Winnie-the-Pooh is known to everyone, but I think Wumpus is a rarer beast. I was introduced to him by a friend in the first year of high school. So we were about 11, too old to be anything other than self-conscious readers. I remember nothing of the detail, and would never have recalled, for example, that he was a koala. I just remember that calm, warm, reassuring world I've been describing -- and an overwhelming sense of sadness that the real world is not like that...

I think Osman offers us the grown-up version of that same warm but oh-so-transient feeling.

Underlining the same idea, I would say, is the reference to An Arundel Tomb by Philip Larkin. If you look it up, you find that oft-quoted final line: "What will survive of us is love." But the rest of the poem complicates that sentiment, offering an ambivalence that holds together "the scrappiness of the sentiment [and] the telling strength of its untruth".

Just one point for my coda: I was interested to see the "Discussion questions for readers" at the back of the book. They're experiential rather than textual, and my favourite was this one: "Would you be happy with a dog named Alan?"

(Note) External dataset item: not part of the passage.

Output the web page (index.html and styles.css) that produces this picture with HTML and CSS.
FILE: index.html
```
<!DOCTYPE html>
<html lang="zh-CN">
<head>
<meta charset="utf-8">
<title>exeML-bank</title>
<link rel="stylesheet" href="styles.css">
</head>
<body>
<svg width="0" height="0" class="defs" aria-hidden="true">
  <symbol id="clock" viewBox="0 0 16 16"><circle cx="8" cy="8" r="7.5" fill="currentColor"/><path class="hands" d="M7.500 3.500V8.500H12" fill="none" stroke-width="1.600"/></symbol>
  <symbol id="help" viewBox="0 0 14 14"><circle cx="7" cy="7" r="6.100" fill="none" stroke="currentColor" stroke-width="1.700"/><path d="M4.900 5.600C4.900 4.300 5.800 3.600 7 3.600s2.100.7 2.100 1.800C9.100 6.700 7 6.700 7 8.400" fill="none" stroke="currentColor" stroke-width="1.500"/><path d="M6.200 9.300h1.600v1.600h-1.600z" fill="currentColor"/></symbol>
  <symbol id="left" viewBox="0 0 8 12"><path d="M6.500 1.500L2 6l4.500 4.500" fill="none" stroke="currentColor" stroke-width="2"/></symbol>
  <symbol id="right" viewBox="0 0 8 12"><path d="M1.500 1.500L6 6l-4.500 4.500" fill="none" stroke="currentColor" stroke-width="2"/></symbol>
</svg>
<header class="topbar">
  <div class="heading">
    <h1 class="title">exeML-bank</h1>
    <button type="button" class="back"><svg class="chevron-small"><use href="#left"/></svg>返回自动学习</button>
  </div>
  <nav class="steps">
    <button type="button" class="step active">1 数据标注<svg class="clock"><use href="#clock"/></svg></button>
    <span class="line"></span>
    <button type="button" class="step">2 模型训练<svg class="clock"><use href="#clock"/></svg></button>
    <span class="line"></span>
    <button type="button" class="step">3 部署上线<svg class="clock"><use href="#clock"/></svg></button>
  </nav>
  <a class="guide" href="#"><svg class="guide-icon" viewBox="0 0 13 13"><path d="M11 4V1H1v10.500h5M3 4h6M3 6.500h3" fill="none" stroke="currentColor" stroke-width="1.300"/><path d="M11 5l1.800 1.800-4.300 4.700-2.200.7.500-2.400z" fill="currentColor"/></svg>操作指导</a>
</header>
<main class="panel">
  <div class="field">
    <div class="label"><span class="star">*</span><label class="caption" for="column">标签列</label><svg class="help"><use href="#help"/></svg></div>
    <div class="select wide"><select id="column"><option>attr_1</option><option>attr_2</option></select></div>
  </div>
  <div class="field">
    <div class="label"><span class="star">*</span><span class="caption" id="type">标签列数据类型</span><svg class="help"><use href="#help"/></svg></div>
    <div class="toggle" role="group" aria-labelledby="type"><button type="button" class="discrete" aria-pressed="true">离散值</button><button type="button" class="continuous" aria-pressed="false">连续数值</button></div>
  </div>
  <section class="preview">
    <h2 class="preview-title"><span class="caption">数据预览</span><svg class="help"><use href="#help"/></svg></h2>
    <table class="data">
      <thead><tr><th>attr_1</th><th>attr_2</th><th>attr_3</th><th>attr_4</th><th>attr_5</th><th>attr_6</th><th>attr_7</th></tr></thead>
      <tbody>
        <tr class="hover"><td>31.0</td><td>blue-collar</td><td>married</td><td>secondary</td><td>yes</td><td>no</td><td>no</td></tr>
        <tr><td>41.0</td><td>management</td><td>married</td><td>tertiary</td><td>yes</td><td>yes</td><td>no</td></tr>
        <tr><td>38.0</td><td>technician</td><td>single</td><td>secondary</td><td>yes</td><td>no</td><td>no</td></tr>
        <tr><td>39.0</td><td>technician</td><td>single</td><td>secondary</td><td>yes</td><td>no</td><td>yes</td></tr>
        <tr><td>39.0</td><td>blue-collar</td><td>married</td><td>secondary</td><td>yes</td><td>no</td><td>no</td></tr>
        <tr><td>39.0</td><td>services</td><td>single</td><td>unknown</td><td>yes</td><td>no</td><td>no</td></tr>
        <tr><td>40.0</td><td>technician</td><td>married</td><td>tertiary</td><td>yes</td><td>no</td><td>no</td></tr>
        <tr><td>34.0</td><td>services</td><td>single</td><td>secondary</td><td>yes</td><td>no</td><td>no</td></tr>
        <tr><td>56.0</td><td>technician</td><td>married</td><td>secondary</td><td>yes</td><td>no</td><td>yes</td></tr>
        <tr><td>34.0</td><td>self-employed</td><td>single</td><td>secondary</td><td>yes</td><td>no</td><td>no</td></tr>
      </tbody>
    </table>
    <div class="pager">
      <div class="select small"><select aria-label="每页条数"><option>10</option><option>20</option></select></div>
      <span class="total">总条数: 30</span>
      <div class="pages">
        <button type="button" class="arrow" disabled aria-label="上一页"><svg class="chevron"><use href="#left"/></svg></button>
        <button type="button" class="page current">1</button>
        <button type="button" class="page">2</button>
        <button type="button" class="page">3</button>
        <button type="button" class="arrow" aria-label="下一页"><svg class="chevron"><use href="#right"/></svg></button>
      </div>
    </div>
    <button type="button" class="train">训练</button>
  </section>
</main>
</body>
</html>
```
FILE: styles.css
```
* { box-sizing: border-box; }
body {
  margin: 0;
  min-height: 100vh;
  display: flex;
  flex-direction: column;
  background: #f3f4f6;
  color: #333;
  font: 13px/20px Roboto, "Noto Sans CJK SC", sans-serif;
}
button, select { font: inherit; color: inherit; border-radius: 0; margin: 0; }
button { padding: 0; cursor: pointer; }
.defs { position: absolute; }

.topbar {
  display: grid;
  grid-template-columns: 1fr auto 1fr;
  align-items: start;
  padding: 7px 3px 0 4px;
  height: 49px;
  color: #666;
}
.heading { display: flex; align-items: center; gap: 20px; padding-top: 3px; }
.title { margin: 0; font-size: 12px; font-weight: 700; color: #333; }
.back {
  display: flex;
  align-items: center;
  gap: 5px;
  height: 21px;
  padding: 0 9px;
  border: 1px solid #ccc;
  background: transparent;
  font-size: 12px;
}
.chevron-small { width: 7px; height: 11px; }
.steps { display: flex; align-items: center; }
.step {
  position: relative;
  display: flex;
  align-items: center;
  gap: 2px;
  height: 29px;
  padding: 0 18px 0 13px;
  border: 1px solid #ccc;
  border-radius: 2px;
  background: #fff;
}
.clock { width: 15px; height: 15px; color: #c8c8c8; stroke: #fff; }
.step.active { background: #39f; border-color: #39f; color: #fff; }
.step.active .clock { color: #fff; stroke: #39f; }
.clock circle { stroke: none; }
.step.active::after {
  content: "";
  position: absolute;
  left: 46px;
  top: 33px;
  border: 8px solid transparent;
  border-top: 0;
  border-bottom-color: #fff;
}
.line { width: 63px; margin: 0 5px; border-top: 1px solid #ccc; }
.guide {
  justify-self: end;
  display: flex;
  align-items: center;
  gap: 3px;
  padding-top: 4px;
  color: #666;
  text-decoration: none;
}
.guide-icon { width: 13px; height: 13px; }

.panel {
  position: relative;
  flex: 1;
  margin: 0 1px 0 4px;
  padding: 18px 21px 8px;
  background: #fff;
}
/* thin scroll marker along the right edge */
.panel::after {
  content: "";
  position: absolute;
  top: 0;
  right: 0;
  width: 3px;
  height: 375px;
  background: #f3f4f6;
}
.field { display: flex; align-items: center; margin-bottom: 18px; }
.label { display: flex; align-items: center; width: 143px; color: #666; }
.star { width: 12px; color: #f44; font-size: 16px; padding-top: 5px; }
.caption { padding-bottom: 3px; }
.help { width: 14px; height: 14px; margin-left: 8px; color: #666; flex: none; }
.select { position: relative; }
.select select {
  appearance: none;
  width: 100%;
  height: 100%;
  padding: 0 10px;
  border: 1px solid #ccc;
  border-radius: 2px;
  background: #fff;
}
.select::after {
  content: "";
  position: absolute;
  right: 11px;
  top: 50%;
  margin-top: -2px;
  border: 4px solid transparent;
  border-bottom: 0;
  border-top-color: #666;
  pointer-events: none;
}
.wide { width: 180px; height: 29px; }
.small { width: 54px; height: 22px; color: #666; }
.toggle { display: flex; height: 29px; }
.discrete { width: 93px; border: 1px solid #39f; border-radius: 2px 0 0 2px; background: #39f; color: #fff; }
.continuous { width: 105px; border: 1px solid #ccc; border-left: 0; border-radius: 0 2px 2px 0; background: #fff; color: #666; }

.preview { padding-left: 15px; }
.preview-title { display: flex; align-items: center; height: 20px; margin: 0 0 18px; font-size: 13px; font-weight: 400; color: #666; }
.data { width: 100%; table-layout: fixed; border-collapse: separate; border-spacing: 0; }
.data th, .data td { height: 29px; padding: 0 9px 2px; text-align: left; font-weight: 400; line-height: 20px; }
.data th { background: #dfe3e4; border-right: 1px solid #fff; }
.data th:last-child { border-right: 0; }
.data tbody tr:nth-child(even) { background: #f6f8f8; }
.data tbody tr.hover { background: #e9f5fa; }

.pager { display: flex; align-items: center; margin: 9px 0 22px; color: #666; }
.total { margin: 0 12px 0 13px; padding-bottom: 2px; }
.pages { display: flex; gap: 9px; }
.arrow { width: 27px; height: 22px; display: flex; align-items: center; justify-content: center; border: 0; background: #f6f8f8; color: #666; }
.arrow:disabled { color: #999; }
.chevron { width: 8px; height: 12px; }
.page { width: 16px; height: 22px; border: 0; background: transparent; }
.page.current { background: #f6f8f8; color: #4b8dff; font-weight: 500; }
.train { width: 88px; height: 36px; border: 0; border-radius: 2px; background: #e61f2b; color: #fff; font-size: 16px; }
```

In sum, this was an enjoyable read. And it was nice to share it for once. Was it better than The Thursday Murder Club? Until about two thirds of the way through, I thought not. But in the last third, I changed my mind. Osman is in his stride now, so he doesn't have to work so hard to get the tram moving, and keep it rolling. And the plot is decidedly less convoluted, which is a good thing.

Onwards and upwards, then. We'll definitely be joining in for Round 3.